§ **Your instructions**
Type out the complete listing below word for word, without its pictures.

§ **Data block**
:::::

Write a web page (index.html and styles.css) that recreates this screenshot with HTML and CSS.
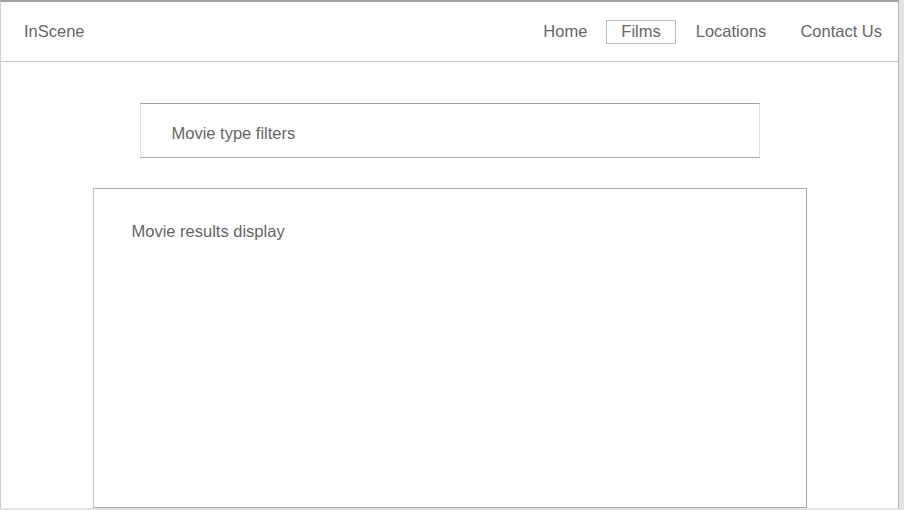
FILE: index.html
```html
<!DOCTYPE html>
<html>
<head>
<meta charset="utf-8">
<title>InScene</title>
<link rel="stylesheet" href="styles.css">
</head>
<body>
<div class="frame">
  <header class="header">
    <div class="brand">InScene</div>
    <nav class="nav">
      <a class="nav-item">Home</a>
      <a class="nav-item active">Films</a>
      <a class="nav-item">Locations</a>
      <a class="nav-item">Contact Us</a>
    </nav>
  </header>
  <main class="main">
    <section class="filters">Movie type filters</section>
    <section class="results">Movie results display</section>
  </main>
</div>
</body>
</html>
```
FILE: styles.css
```css
html, body {
  margin: 0;
  padding: 0;
}
body {
  background: #e4e4e4;
  font-family: "Liberation Sans", Arial, Helvetica, sans-serif;
  font-size: 16.5px;
  line-height: 20px;
  color: #666;
  width: 904px;
  height: 510px;
  overflow: hidden;
}
.frame {
  box-sizing: border-box;
  width: 899px;
  height: 508px;
  background: #fff;
  border-top: 2px solid #a0a0a0;
  border-left: 1px solid #d0d0d0;
  border-right: 1px solid #b8b8b8;
  display: flex;
  flex-direction: column;
  overflow: hidden;
}
.header {
  height: 60px;
  flex: 0 0 auto;
  box-sizing: border-box;
  border-bottom: 1px solid #c8c8c8;
  display: flex;
  align-items: center;
  justify-content: space-between;
  padding: 0 0 0 23px;
}
.brand {
  color: #666;
  margin-bottom: 2px;
}
.nav {
  display: flex;
  align-items: center;
  gap: 3px;
  margin-left: auto;
}
.nav-item {
  display: block;
  padding: 0 16px 2px;
  color: #666;
  text-decoration: none;
  box-sizing: border-box;
  height: 24px;
  line-height: 20px;
  border: 1px solid transparent;
}
.nav-item:first-child {
  padding-left: 15px;
  padding-right: 15px;
}
.nav-item.active {
  border-color: #bdbdbd;
  padding-left: 14px;
  padding-right: 14px;
}
.nav-item:last-child {
  padding-left: 13px;
  padding-right: 15px;
}
.main {
  flex: 1 1 auto;
  display: flex;
  flex-direction: column;
  align-items: center;
  padding-top: 41px;
  gap: 30px;
}
.filters {
  box-sizing: border-box;
  width: 620px;
  height: 55px;
  padding: 19px 31px 0;
  border-top: 1px solid #a0a0a0;
  border-bottom: 1px solid #a8a8a8;
  border-left: 1px solid #e2e2e2;
  border-right: 1px solid #e0e0e0;
}
.results {
  box-sizing: border-box;
  width: 714px;
  flex: 1 1 auto;
  padding: 32px 38px 0;
  border: 1px solid #aaa;
  border-left-color: #c4c4c4;
}
```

:::::

§ **Answer to this exercise**
Write a web page (index.html and styles.css) that recreates this screenshot with HTML and CSS.
FILE: index.html
```html
<!DOCTYPE html>
<html>
<head>
<meta charset="utf-8">
<title>InScene</title>
<link rel="stylesheet" href="styles.css">
</head>
<body>
<div class="frame">
  <header class="header">
    <div class="brand">InScene</div>
    <nav class="nav">
      <a class="nav-item">Home</a>
      <a class="nav-item active">Films</a>
      <a class="nav-item">Locations</a>
      <a class="nav-item">Contact Us</a>
    </nav>
  </header>
  <main class="main">
    <section class="filters">Movie type filters</section>
    <section class="results">Movie results display</section>
  </main>
</div>
</body>
</html>
```
FILE: styles.css
```css
html, body {
  margin: 0;
  padding: 0;
}
body {
  background: #e4e4e4;
  font-family: "Liberation Sans", Arial, Helvetica, sans-serif;
  font-size: 16.5px;
  line-height: 20px;
  color: #666;
  width: 904px;
  height: 510px;
  overflow: hidden;
}
.frame {
  box-sizing: border-box;
  width: 899px;
  height: 508px;
  background: #fff;
  border-top: 2px solid #a0a0a0;
  border-left: 1px solid #d0d0d0;
  border-right: 1px solid #b8b8b8;
  display: flex;
  flex-direction: column;
  overflow: hidden;
}
.header {
  height: 60px;
  flex: 0 0 auto;
  box-sizing: border-box;
  border-bottom: 1px solid #c8c8c8;
  display: flex;
  align-items: center;
  justify-content: space-between;
  padding: 0 0 0 23px;
}
.brand {
  color: #666;
  margin-bottom: 2px;
}
.nav {
  display: flex;
  align-items: center;
  gap: 3px;
  margin-left: auto;
}
.nav-item {
  display: block;
  padding: 0 16px 2px;
  color: #666;
  text-decoration: none;
  box-sizing: border-box;
  height: 24px;
  line-height: 20px;
  border: 1px solid transparent;
}
.nav-item:first-child {
  padding-left: 15px;
  padding-right: 15px;
}
.nav-item.active {
  border-color: #bdbdbd;
  padding-left: 14px;
  padding-right: 14px;
}
.nav-item:last-child {
  padding-left: 13px;
  padding-right: 15px;
}
.main {
  flex: 1 1 auto;
  display: flex;
  flex-direction: column;
  align-items: center;
  padding-top: 41px;
  gap: 30px;
}
.filters {
  box-sizing: border-box;
  width: 620px;
  height: 55px;
  padding: 19px 31px 0;
  border-top: 1px solid #a0a0a0;
  border-bottom: 1px solid #a8a8a8;
  border-left: 1px solid #e2e2e2;
  border-right: 1px solid #e0e0e0;
}
.results {
  box-sizing: border-box;
  width: 714px;
  flex: 1 1 auto;
  padding: 32px 38px 0;
  border: 1px solid #aaa;
  border-left-color: #c4c4c4;
}
```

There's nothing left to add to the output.